HARARE – Zimbabweans must brace for major fuel price increases within days after the Reserve Bank of Zimbabwe on Monday stopped supplying fuel companies with United States dollars at a rate of 1:1 to the RTGS dollars.

Fuel companies will now bid for foreign currency from banks using an interbank rate prevailing on the day, a major shift from the government’s failed attempts to fix the rate and keep fuel prices low.

The RBZ said the policy shift was “necessary to promote the efficient use of foreign exchange and to minimise and guard against incidences of arbitrage within the economy.”

A document circulated on Tuesday showed that fuel companies immediately proposed higher diesel and petrol prices. There were fresh fears fuel, already in acute short supply, could dry up in the market as the suppliers withhold the product while weighing up the new RBZ measures.

The fuel companies, in their proposal tabled on Monday, want the price of petrol to go up to RTGS$4.96 from RTGS$3.36, representing a 47.61 percent increase. Diesel would go up to RTGS$4.88 from RTGS$3.22 last week, an increase of 51.43 percent.

The RTGS dollar was trading at 1:3.4 to the United States dollar on the interbank market on Monday, but was far weaker on the parallel market where the US dollar was fetching upwards of 6.5.

The RBZ said it had secured US$500 million which would be used to support increased trading on the interbank market. The money is a loan from Afreximbank secured against future platinum exports, Bloomberg reported.

“There shall be only one foreign exchange rate to be used in the market for the importation of all goods and services. This means that the 1:1 exchange rate that was being used by Oil Marketing Companies for the procurement of fuel will be discontinued with immediate effect,” the RBZ said in a statement.

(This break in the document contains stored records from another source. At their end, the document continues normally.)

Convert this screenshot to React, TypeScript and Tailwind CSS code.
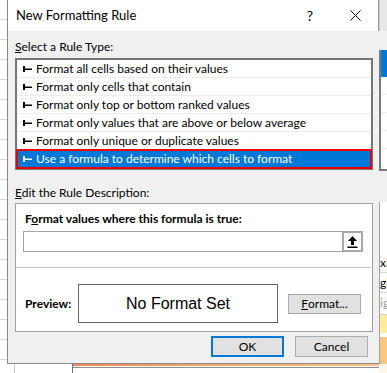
import React from "react";

const rules = [
  "Format all cells based on their values",
  "Format only cells that contain",
  "Format only top or bottom ranked values",
  "Format only values that are above or below average",
  "Format only unique or duplicate values",
  "Use a formula to determine which cells to format",
];

function RuleIcon({ light }: { light?: boolean }) {
  return (
    <svg width="9" height="6" viewBox="0 0 9 6" className={light ? "fill-white" : "fill-black"}>
      <rect x="0" y="0" width="2" height="6" />
      <rect x="2" y="2.5" width="7" height="1.5" />
    </svg>
  );
}

function CollapseIcon() {
  return (
    <svg width="11" height="12" viewBox="0 0 11 12" className="fill-black">
      <path d="M5.5 0 L10 5 L7 5 L7 9 L4 9 L4 5 L1 5 Z" />
      <rect x="0.5" y="10.5" width="10" height="1.5" />
    </svg>
  );
}

export default function App() {
  return (
    <div className="w-[387px] h-[373px] bg-white overflow-hidden flex flex-col font-['Lato',sans-serif] text-black">
      <div className="flex h-[364px]">
        {/* sheet behind, left */}
        <div className="w-[7px] flex flex-col">
          {Array.from({ length: 19 }).map((_, i) => (
            <div key={i} className="h-[20px] shrink-0 border-b border-[#d9d9d9]" />
          ))}
        </div>

        {/* dialog */}
        <div className="w-[372px] flex flex-col border-l border-b border-[#8a8a8a]">
          <div className="h-[31px] bg-white flex items-center pl-[8px] border-r border-[#9a9a9a]">
            <span className="text-[13px]">New Formatting Rule</span>
            <div className="ml-auto flex h-full">
              <div className="w-[46px] flex items-center justify-center text-[14px]">?</div>
              <div className="w-[45px] flex items-center justify-center">
                <svg width="11" height="11" viewBox="0 0 11 11" className="stroke-black">
                  <path d="M0.5 0.5 L10.5 10.5 M10.5 0.5 L0.5 10.5" strokeWidth="1" />
                </svg>
              </div>
            </div>
          </div>

          <div className="flex-1 bg-[#f0f0f0] flex flex-col pl-[7px] pr-[6px] pt-[8px] text-[12px]">
            <div className="h-[16px] leading-[16px]">
              <span className="underline">S</span>elect a Rule Type:
            </div>

            <div className="mt-[3px] border-2 border-[#767676] bg-white flex flex-col">
              {rules.map((r, i) => {
                const sel = i === rules.length - 1;
                return (
                  <div
                    key={r}
                    className={
                      sel
                        ? "h-[18px] flex items-center gap-[4px] pl-[6px] bg-[#0078d7] text-white outline-2 outline-[#ee0000] -outline-offset-1"
                        : "h-[18px] flex items-center gap-[4px] pl-[6px] border-b border-[#ececec]"
                    }
                  >
                    <RuleIcon light={sel} />
                    <span className="leading-[18px]">{r}</span>
                  </div>
                );
              })}
            </div>

            <div className="mt-[15px] h-[16px] leading-[16px]">
              <span className="underline">E</span>dit the Rule Description:
            </div>

            <div className="mt-[2px] h-[129px] border border-[#a0a0a0] bg-white flex flex-col">
              <div className="mt-[7px] pl-[9px] h-[16px] leading-[16px] font-bold">
                F<span className="underline">o</span>rmat values where this formula is true:
              </div>
              <div className="mt-[4px] ml-[7px] mr-[9px] h-[21px] border border-[#a5a5a5] flex">
                <div className="flex-1" />
                <div className="w-[21px] -my-px -mr-px border-2 border-[#a8a8a8] bg-white flex items-center justify-center">
                  <CollapseIcon />
                </div>
              </div>
              <div className="mt-[15px] mr-[1px] h-px bg-[#c4c4c4]" />
              <div className="mt-[16px] pl-[9px] flex items-center">
                <span className="w-[53px] font-bold">Preview:</span>
                <div className="w-[200px] h-[39px] border border-[#646464] flex items-center justify-center font-['Liberation_Sans',sans-serif] text-[16px]">
                  No Format Set
                </div>
                <button className="ml-[10px] w-[73px] h-[20px] bg-[#e1e1e1] border border-[#adadad] flex items-center justify-center">
                  <span className="underline">F</span>ormat...
                </button>
              </div>
            </div>

            <div className="mt-[4px] flex justify-end gap-[11px] pr-[5px]">
              <button className="w-[73px] h-[21px] bg-[#e1e1e1] border-2 border-[#0078d7] flex items-center justify-center">
                OK
              </button>
              <button className="w-[73px] h-[21px] bg-[#e1e1e1] border border-[#adadad] flex items-center justify-center">
                Cancel
              </button>
            </div>
          </div>
        </div>

        {/* dialog / sheet behind, right */}
        <div className="w-[8px] flex flex-col bg-[#f0f0f0] overflow-hidden text-[12px]">
          <div className="h-[31px] shrink-0 bg-[#e8e8e8] border-l border-[#c8c8c8]" />
          <div className="h-[19px] shrink-0" />
          <div className="h-[121px] shrink-0 border-l-2 border-b-2 border-[#7a7a7a] bg-white flex flex-col">
            <div className="h-[27px] shrink-0 bg-[#0078d7]" />
            <div className="h-[18px] shrink-0 border-b border-[#ececec]" />
            <div className="h-[18px] shrink-0 border-b border-[#ececec]" />
            <div className="h-[18px] shrink-0 border-b border-[#ececec]" />
            <div className="h-[18px] shrink-0 border-b border-[#ececec]" />
          </div>
          <div className="h-[31px] shrink-0" />
          <div className="flex-1 bg-white border-l border-[#a0a0a0] flex flex-col leading-[20px]">
            <div className="h-[51px] shrink-0" />
            <div className="h-[20px] shrink-0 border-b border-[#d4d4d4] whitespace-nowrap">xi</div>
            <div className="h-[20px] shrink-0 border-b border-[#d4d4d4] whitespace-nowrap">gh</div>
            <div className="h-[22px] shrink-0 border-b border-[#d4d4d4] whitespace-nowrap text-[#9a9a9a]">ig</div>
            <div className="h-[18px] shrink-0 bg-[#ffeb9c]" />
            <div className="h-[4px] shrink-0" />
            <div className="flex-1 bg-[#f9c77f]" />
          </div>
        </div>
      </div>

      {/* sheet below dialog */}
      <div className="flex-1 flex">
        <div className="w-[14px]" />
        <div className="w-[58px] border-l border-[#c8c8c8]" />
        <div className="w-[307px] border-l border-[#707070] flex flex-col">
          <div className="h-[2px] bg-gradient-to-r from-[#ee8a5a] to-[#f8c482]" />
          <div className="h-[1px] mt-[1px] bg-[#909090]" />
        </div>
        <div className="flex-1 bg-[#fdf6e8]" />
      </div>
    </div>
  );
}
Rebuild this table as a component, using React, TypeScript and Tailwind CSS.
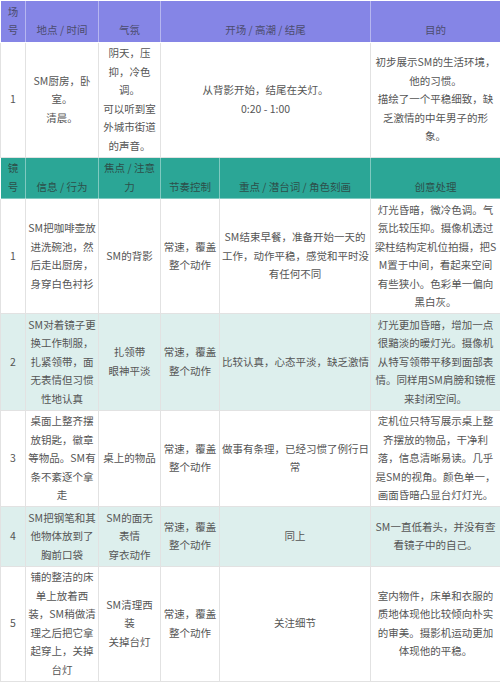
import { Fragment } from 'react';

type Cell = { lines: string[]; span?: number };
type Row = { cells: Cell[]; tint?: boolean };

const c = (...lines: string[]): Cell => ({ lines });

const sceneHead: Cell[] = [
  c('场', '号'),
  c('地点 / 时间'),
  c('气氛'),
  { lines: ['开场 / 高潮 / 结尾'], span: 2 },
  c('目的'),
];

const sceneRow: Cell[] = [
  c('1'),
  c('SM厨房，卧', '室。', '清晨。'),
  c('阴天，压', '抑，冷色', '调。', '可以听到室', '外城市街道', '的声音。'),
  { lines: ['从背影开始，结尾在关灯。', '0:20 - 1:00'], span: 2 },
  c('初步展示SM的生活环境，', '他的习惯。', '描绘了一个平稳细致，缺', '乏激情的中年男子的形', '象。'),
];

const shotHead: Cell[] = [
  c('镜', '号'),
  c('信息 / 行为'),
  c('焦点 / 注意', '力'),
  c('节奏控制'),
  c('重点 / 潜台词 / 角色刻画'),
  c('创意处理'),
];

const shots: Row[] = [
  {
    cells: [
      c('1'),
      c('SM把咖啡壶放', '进洗碗池，然', '后走出厨房，', '身穿白色衬衫'),
      c('SM的背影'),
      c('常速，覆盖', '整个动作'),
      c('SM结束早餐，准备开始一天的', '工作，动作平稳，感觉和平时没', '有任何不同'),
      c('灯光昏暗，微冷色调。气', '氛比较压抑。摄像机透过', '梁柱结构定机位拍摄，把S', 'M置于中间，看起来空间', '有些狭小。色彩单一偏向', '黑白灰。'),
    ],
  },
  {
    tint: true,
    cells: [
      c('2'),
      c('SM对着镜子更', '换工作制服，', '扎紧领带，面', '无表情但习惯', '性地认真'),
      c('扎领带', '眼神平淡'),
      c('常速，覆盖', '整个动作'),
      c('比较认真，心态平淡，缺乏激情'),
      c('灯光更加昏暗，增加一点', '很黯淡的暖灯光。摄像机', '从特写领带平移到面部表', '情。同样用SM肩膀和镜框', '来封闭空间。'),
    ],
  },
  {
    cells: [
      c('3'),
      c('桌面上整齐摆', '放钥匙，徽章', '等物品。SM有', '条不紊逐个拿', '走'),
      c('桌上的物品'),
      c('常速，覆盖', '整个动作'),
      c('做事有条理，已经习惯了例行日', '常'),
      c('定机位只特写展示桌上整', '齐摆放的物品，干净利', '落，信息清晰易读。几乎', '是SM的视角。颜色单一，', '画面昏暗凸显台灯灯光。'),
    ],
  },
  {
    tint: true,
    cells: [
      c('4'),
      c('SM把钢笔和其', '他物体放到了', '胸前口袋'),
      c('SM的面无', '表情', '穿衣动作'),
      c('常速，覆盖', '整个动作'),
      c('同上'),
      c('SM一直低着头，并没有查', '看镜子中的自己。'),
    ],
  },
  {
    cells: [
      c('5'),
      c('铺的整洁的床', '单上放着西', '装，SM稍做清', '理之后把它拿', '起穿上，关掉', '台灯'),
      c('SM清理西', '装', '关掉台灯'),
      c('常速，覆盖', '整个动作'),
      c('关注细节'),
      c('室内物件，床单和衣服的', '质地体现他比较倾向朴实', '的审美。摄影机运动更加', '体现他的平稳。'),
    ],
  },
];

function Lines({ lines }: { lines: string[] }) {
  return (
    <>
      {lines.map((l, i) => (
        <Fragment key={i}>
          {i > 0 && <br />}
          {l}
        </Fragment>
      ))}
    </>
  );
}

function HeadRow({ cells, bg, text }: { cells: Cell[]; bg: string; text: string }) {
  return (
    <tr className={bg}>
      {cells.map((cell, i) => (
        <th
          key={i}
          colSpan={cell.span}
          className={`border border-white/40 px-[2px] pt-[1.5px] pb-[2px] align-bottom font-normal whitespace-nowrap ${text}`}
        >
          <Lines lines={cell.lines} />
        </th>
      ))}
    </tr>
  );
}

function BodyRow({ cells, tint }: Row) {
  return (
    <tr className={tint ? 'bg-[#ddefed]' : 'bg-white'}>
      {cells.map((cell, i) => (
        <td
          key={i}
          colSpan={cell.span}
          className="border border-[#e2e2e2] px-[2px] py-[1.5px] text-center align-middle whitespace-nowrap text-[#555]"
        >
          <Lines lines={cell.lines} />
        </td>
      ))}
    </tr>
  );
}

export default function App() {
  return (
    <div className="w-[500px] h-[685px] overflow-hidden bg-white font-['Noto_Sans_CJK_SC','Noto_Sans',sans-serif] text-[10.5px] leading-[18.5px]">
      <table className="w-[500px] table-fixed border-collapse">
        <colgroup>
          <col className="w-[25px]" />
          <col className="w-[73px]" />
          <col className="w-[62px]" />
          <col className="w-[59px]" />
          <col className="w-[151px]" />
          <col className="w-[130px]" />
        </colgroup>
        <tbody>
          <HeadRow cells={sceneHead} bg="bg-[#8585e6]" text="text-[#4c4c6e]" />
          <BodyRow cells={sceneRow} />
          <HeadRow cells={shotHead} bg="bg-[#2ba696]" text="text-[#2d4f4a]" />
          {shots.map((row, i) => (
            <BodyRow key={i} cells={row.cells} tint={row.tint} />
          ))}
        </tbody>
      </table>
    </div>
  );
}
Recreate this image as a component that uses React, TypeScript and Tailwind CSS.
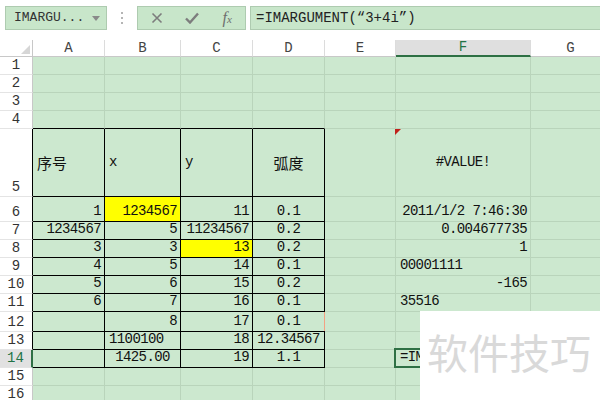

“Over and above these initiatives, Letters of Credit shall continue to be used for the importation of essential commodities such as fuel, grain and cooking oil. The LCs will also be priced at the prevailing interbank foreign exchange rates.”

The RBZ said on the strength of the US$500 million facility, it had directed banks to “effectively apply the willing-seller willing-buyer principle to ensure that the interbank foreign currency market is effective.”

Few believe the RBZ’s latest measures will bring relief to Zimbabweans who are being buffeted by rising food prices, fuel and electricity shortages, and stagnant salaries.

The foreign-currency crisis is choking businesses and heaping pressure on President Emmerson Mnangagwa, who came to power after a military coup in 2017 and controversially won an election in July, promising to revive an economy.

“Investor confidence has sunk,” said Chiedza Madzima, a senior analyst at Fitch Solutions in Johannesburg. “Since elections last year, there has been a significant erosion of trust that the authorities can maintain political and economic stability and implement key reforms needed to attract investors.”

Zimbabwe revamped its currency system in February as long queues formed for fuel, medicine and other imported goods. Deadly protests had erupted a month earlier after the government more than doubled fuel prices.

The central bank’s decision to scrap a peg tying RTGS$ to the U.S. dollar at parity and let it trade on a formal market seemed to work at first.

But a lack of liquidity and transparency over which companies and individuals can access hard currency from the central bank started to raise doubts about the new system. An absence of inflows from investors, who are concerned the government’s fiscal policy is still too loose, did not help.